When eau de parfum makes more sense
Eau de parfum is often the better option for daily wear, warmer weather, and environments where projection needs to stay considered. It is also a strong choice for gift buying because it tends to be easier to wear and easier to understand at first encounter.
There is another practical advantage: some compositions feel more alive in eau de parfum. If you are drawn to vivid openings, airy transitions, and a fragrance that keeps some distance rather than melting into the skin straight away, the eau de parfum can be the more expressive format.
For shoppers exploring niche perfume beyond the mainstream, this concentration is often the best place to start. It offers clarity. You can appreciate the signature of a house, a perfumer, or a note profile without committing immediately to the densest rendition.

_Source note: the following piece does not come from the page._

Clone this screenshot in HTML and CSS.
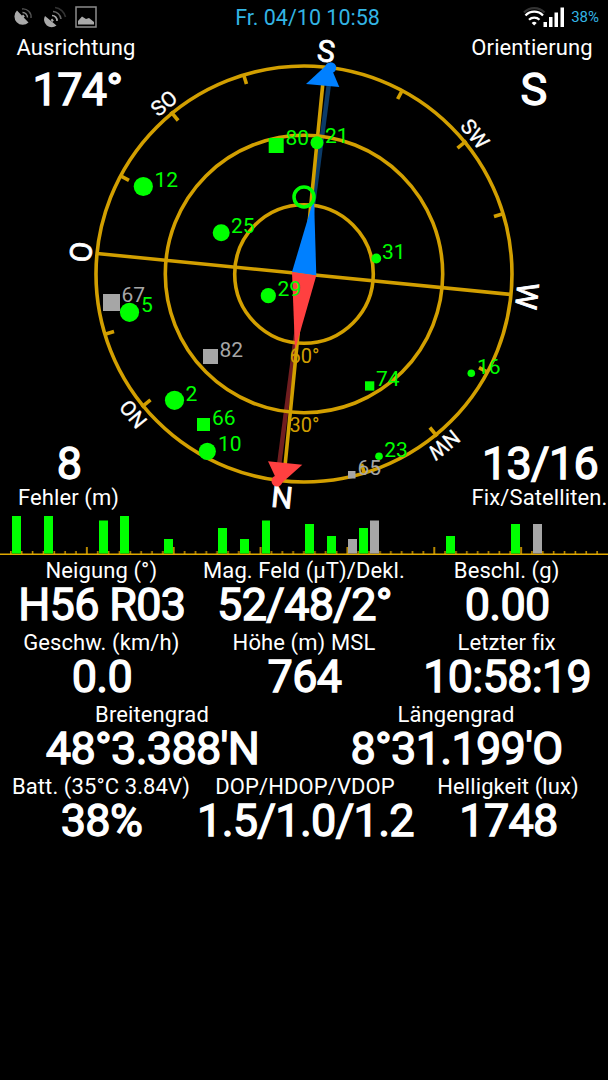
FILE: index.html
```html
<!DOCTYPE html>
<html lang="de">
<head>
  <meta charset="UTF-8" />
  <meta name="viewport" content="width=device-width, initial-scale=1.0" />
  <title>GPS Status</title>
  <link rel="stylesheet" href="styles.css">
</head>
<body>

  <!-- Status bar -->
  <header class="statusbar">
    <div class="status-left">
      <svg class="dish-small" width="20" height="20" viewBox="0 0 20 20">
        <path d="M3 3.500 L14.500 15.500 A8 8 0 0 1 3 3.500Z" fill="#aaa" />
        <path d="M8.500 10L10 8.500" stroke="#aaa" stroke-width="2.500" />
        <path d="M8.500 5.500 A4.800 4.800 0 0 1 13.500 10.500" fill="none" stroke="#888" stroke-width="1.400" />
        <path d="M8 2 A8 8 0 0 1 17 11" fill="none" stroke="#555" stroke-width="1.400" />
      </svg>
      <svg width="24" height="24" viewBox="0 0 24 24">
        <path d="M2 11 L13.500 20.500 A7.600 7.600 0 0 1 2 11Z" fill="#aaa" />
        <path d="M8.500 16L10 14.500" stroke="#aaa" stroke-width="2.500" />
        <path d="M9 10.500 A5 5 0 0 1 14 16" fill="none" stroke="#aaa" stroke-width="1.600" />
        <path d="M10 6.500 A8.500 8.500 0 0 1 18 14" fill="none" stroke="#666" stroke-width="1.600" />
        <path d="M12 2.500 A12 12 0 0 1 22.500 12" fill="none" stroke="#333" stroke-width="1.600" />
      </svg>
      <svg width="22" height="22" viewBox="0 0 22 22">
        <rect x="1" y="1" width="20" height="20" fill="none" stroke="#8c8c8c" stroke-width="1.500" />
        <path d="M3 18.500V15L7 10.500L11 13L14 12L19 16V18.500Z" fill="#aaa" />
      </svg>
    </div>
    <div class="clock">Fr. 04/10 10:58</div>
    <div class="status-right">
      <svg width="42" height="22" viewBox="0 0 42 22">
        <g fill="none" stroke="#fff" stroke-width="2.300">
          <path d="M1 6.500 A14 14 0 0 1 21.500 6.500" stroke="#333" />
          <path d="M2.500 9.500 A12 12 0 0 1 20 9.500" />
          <path d="M6 13.800 A7.500 7.500 0 0 1 16.500 13.800" />
        </g>
        <path d="M8.700 17 Q11.200 14.700 13.700 17 L11.200 19.500Z" fill="#fff" />
        <path d="M20.500 16h3.500v5h-3.500z M26 11h3.500v10h-3.500z M31.500 6.500h3.500v14.500h-3.500z M37.500 1.500h3.500v19.500h-3.500z" fill="#fff" />
      </svg>
      <span class="battery">38%</span>
    </div>
  </header>

  <!-- Compass and satellites -->
  <section class="dial">
    <svg class="compass" width="608" height="480" viewBox="0 34 608 480">
      <!-- needle shafts -->
      <path d="M304 274L331 68" stroke="#0b3b68" stroke-width="4.500" />
      <path d="M304 274L277 481" stroke="#701d1f" stroke-width="4.500" />

      <!-- rings and axes -->
      <g fill="none" stroke="#d29f00" stroke-width="3.600">
        <circle cx="304" cy="274" r="208" />
        <circle cx="304" cy="274" r="138.700" />
        <circle cx="304" cy="274" r="69.300" />
        <g transform="translate(304 274) rotate(5.650)">
          <path d="M0 -208V208M-208 0H208" />
          <g id="ticks">
            <path d="M0 -208V-198.500" transform="rotate(22.500)" />
            <path d="M0 -210V-198.500" transform="rotate(45)" />
            <path d="M0 -208V-198.500" transform="rotate(67.500)" />
          </g>
          <use href="#ticks" transform="rotate(90)" />
          <use href="#ticks" transform="rotate(180)" />
          <use href="#ticks" transform="rotate(270)" />
        </g>
      </g>

      <!-- cardinal points -->
      <g class="cardinals" transform="translate(304 274) rotate(5.650)">
        <text y="-213.500">S</text>
        <text y="-213.500" transform="rotate(90)">W</text>
        <text y="-213.500" transform="rotate(180)">N</text>
        <text y="-213.500" transform="rotate(270)">O</text>
        <g class="minor">
          <text y="-213.500" transform="rotate(45)">SW</text>
          <text y="-213.500" transform="rotate(135)">NW</text>
          <text y="-213.500" transform="rotate(225)">NO</text>
          <text y="-213.500" transform="rotate(315)">SO</text>
        </g>
      </g>

      <!-- needle -->
      <g fill="#0080ff">
        <path d="M292 272L316.300 275.600L314 198Z" />
        <path d="M306 84L339.300 87L329 62.700Z" />
        <circle cx="330.700" cy="67.700" r="5.500" />
      </g>
      <g fill="#ff4040">
        <path d="M292 272L316.300 275.600L295 350Z" />
        <path d="M268 461.300L302.300 464.700L279.200 485.300Z" />
        <circle cx="277" cy="481" r="5.500" />
      </g>

      <g class="elevation">
        <text x="304.500" y="363.300">60°</text>
        <text x="304.500" y="432.300">30°</text>
      </g>

      <!-- satellites in use -->
      <circle cx="304" cy="197" r="10" fill="none" stroke="#0f0" stroke-width="3.500" />
      <g class="sat">
        <rect x="268.700" y="138" width="15" height="15" /><text x="285.500" y="145.300">80</text>
        <circle cx="317" cy="142.700" r="6.500" /><text x="325" y="142.700">21</text>
        <circle cx="143.300" cy="186.500" r="9.600" /><text x="154.500" y="186.700">12</text>
        <circle cx="221.200" cy="232.700" r="8.500" /><text x="231" y="233">25</text>
        <circle cx="376.300" cy="258.500" r="4.900" /><text x="382" y="258.500">31</text>
        <circle cx="268.300" cy="295.700" r="7.600" /><text x="277.500" y="296.300">29</text>
        <circle cx="174.500" cy="400.300" r="9.600" /><text x="185.500" y="400.600">2</text>
        <rect x="197" y="418" width="13" height="13" /><text x="212" y="424.500">66</text>
        <circle cx="207.300" cy="451.300" r="8.600" /><text x="218" y="451">10</text>
        <rect x="365" y="381.300" width="9.300" height="9.300" /><text x="376" y="386.300">74</text>
        <circle cx="379" cy="456.300" r="3.800" /><text x="384.300" y="456.500">23</text>
        <circle cx="471.300" cy="373.300" r="3.800" /><text x="477" y="374">16</text>
      </g>
      <!-- satellites visible only -->
      <g class="sat idle">
        <rect x="103" y="294" width="17" height="17" /><text x="121.500" y="302">67</text>
        <rect x="203" y="349" width="15" height="15" /><text x="219.500" y="357">82</text>
        <rect x="348" y="471" width="7.500" height="7.500" /><text x="357.500" y="475">65</text>
      </g>
      <g class="sat">
        <circle cx="129.500" cy="312.300" r="9.600" /><text x="141" y="312">5</text>
      </g>
    </svg>

    <div class="readout top left">
      <div class="label">Ausrichtung</div>
      <div class="value">174°</div>
    </div>
    <div class="readout top right">
      <div class="label">Orientierung</div>
      <div class="value">S</div>
    </div>
    <div class="readout bottom left">
      <div class="value">8</div>
      <div class="label">Fehler (m)</div>
    </div>
    <div class="readout bottom right">
      <div class="value">13/16</div>
      <div class="label">Fix/Satelliten.</div>
    </div>
  </section>

  <!-- Signal strength -->
  <svg class="signal" width="608" height="42" viewBox="0 514 608 42">
    <defs>
      <pattern id="scale" x="0" y="514" width="86.857" height="42" patternUnits="userSpaceOnUse">
        <path d="M10.857 37v4M21.714 37v4M32.571 37v4M43.429 37v4M54.286 37v4M65.143 37v4M76 37v4" stroke="#c08f00" stroke-width="1.600" />
        <path d="M0.300 33v8M86.557 33v8" stroke="#c08f00" stroke-width="1.300" />
      </pattern>
    </defs>
    <rect x="5" y="514" width="600" height="42" fill="url(#scale)" />
    <path d="M0 554.300H608" stroke="#e0a800" stroke-width="1.400" />
    <path fill="#0f0" d="M12 516h9v37.500h-9z M44 516h9v37.500h-9z M99 520.500h9v33h-9z M120 516h9v37.500h-9z M164 539h9v14.500h-9z M218 528h9v25.500h-9z M240 539h9v14.500h-9z M262 520.500h8v33h-8z M305 524h9v29.500h-9z M327 536h9v17.500h-9z M359 528h9v25.500h-9z M446 536h9v17.500h-9z M511 524h9v29.500h-9z" />
    <path fill="#a6a6a6" d="M348 539h9v14.500h-9z M370 520.500h9v33h-9z M533 524h9v29.500h-9z" />
  </svg>

  <!-- Sensor values -->
  <main class="panel">
    <div class="row">
      <div class="readout"><div class="label">Neigung (°)</div><div class="value">H56 R03</div></div>
      <div class="readout"><div class="label">Mag. Feld (µT)/Dekl.</div><div class="value">52/48/2°</div></div>
      <div class="readout"><div class="label">Beschl. (g)</div><div class="value">0.00</div></div>
    </div>
    <div class="row">
      <div class="readout"><div class="label">Geschw. (km/h)</div><div class="value">0.0</div></div>
      <div class="readout"><div class="label">Höhe (m) MSL</div><div class="value">764</div></div>
      <div class="readout"><div class="label">Letzter fix</div><div class="value">10:58:19</div></div>
    </div>
    <div class="row">
      <div class="readout"><div class="label">Breitengrad</div><div class="value">48°3.388'N</div></div>
      <div class="readout"><div class="label">Längengrad</div><div class="value">8°31.199'O</div></div>
    </div>
    <div class="row wide-mid">
      <div class="readout"><div class="label">Batt. (35°C 3.84V)</div><div class="value">38%</div></div>
      <div class="readout"><div class="label">DOP/HDOP/VDOP</div><div class="value">1.5/1.0/1.2</div></div>
      <div class="readout"><div class="label">Helligkeit (lux)</div><div class="value">1748</div></div>
    </div>
  </main>

</body>
</html>
```
FILE: styles.css
```css
* { margin: 0; padding: 0; box-sizing: border-box; }
body {
  width: 608px;
  min-height: 1080px;
  background: #000;
  color: #fff;
  font-family: Roboto, "Liberation Sans", sans-serif;
  overflow-x: hidden;
}
svg { display: block; }

.statusbar {
  display: grid;
  grid-template-columns: 1fr auto 1fr;
  align-items: center;
  height: 34px;
  padding: 0 9px 0 14px;
  color: #33b5e5;
}
.status-left {
  display: flex;
  align-items: center;
  gap: 8px;
}
.dish-small { margin-right: 1px; }
.status-right {
  display: flex;
  align-items: center;
  justify-content: flex-end;
  gap: 6px;
}
.clock {
  font-size: 21.5px;
  padding-left: 2px;
}
.battery { font-size: 15px; }

.dial {
  display: grid;
  height: 480px;
}
.dial > * { grid-area: 1 / 1; }
.cardinals {
  fill: #fff;
  stroke: #fff;
  stroke-width: 0.8px;
  font-size: 30px;
  text-anchor: middle;
}
.minor {
  font-size: 21px;
  stroke-width: 0.3px;
}
.elevation {
  fill: #d29f00;
  font-size: 20px;
  text-anchor: middle;
}
.sat {
  fill: #0f0;
  font-size: 21px;
}
.idle { fill: #a6a6a6; }

.readout { text-align: center; }
.label {
  font-size: 22px;
  line-height: 27px;
  letter-spacing: 0.1px;
  white-space: nowrap;
}
.value {
  font-size: 45px;
  line-height: 41px;
  letter-spacing: -0.7px;
  padding-left: 1px;
  -webkit-text-stroke: 1.3px #fff;
  white-space: nowrap;
}
.top {
  width: 152px;
  align-self: start;
}
.top .value {
  margin-top: 8px;
  padding-left: 3px;
}
.bottom {
  width: 137px;
  align-self: end;
  padding-bottom: 3px;
}
.left { justify-self: start; }
.right { justify-self: end; }

.panel { padding-top: 1px; }
.row {
  display: grid;
  grid-auto-flow: column;
  grid-auto-columns: minmax(0, 1fr);
  height: 72px;
}
/* the DOP value is wider than a third of the screen */
.wide-mid {
  grid-template-columns: 202px 206px 200px;
}
.wide-mid .value { margin: 0 -10px; }
```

When extrait is worth the extra spend
Extrait makes sense when the composition gains depth, smoothness, or emotional richness from a more concentrated structure. This is often true of opulent florals, velvety ambers, dark fruits, incense-led perfumes, and sensual woods. In those cases, extrait can feel less like more perfume and more like the perfume reaching its full register.
It is also worth considering if your skin tends to absorb fragrance quickly. Some wearers find that lighter concentrations disappear too fast, while extrait gives them the persistence they want. Others simply prefer a scent that stays close and personal rather than announcing itself across the room.
In a curated niche wardrobe, there is room for both. An eau de parfum for movement and ease. An extrait for depth and occasion. Houses with a strong point of view often use concentration to tell two different versions of the same story, and that is part of the pleasure.
The smartest way to think about concentration is not stronger versus weaker, but brighter versus deeper, more diffusive versus more intimate, more immediate versus more lingering. Once you start wearing perfume that way, choosing between them becomes far more instinctive.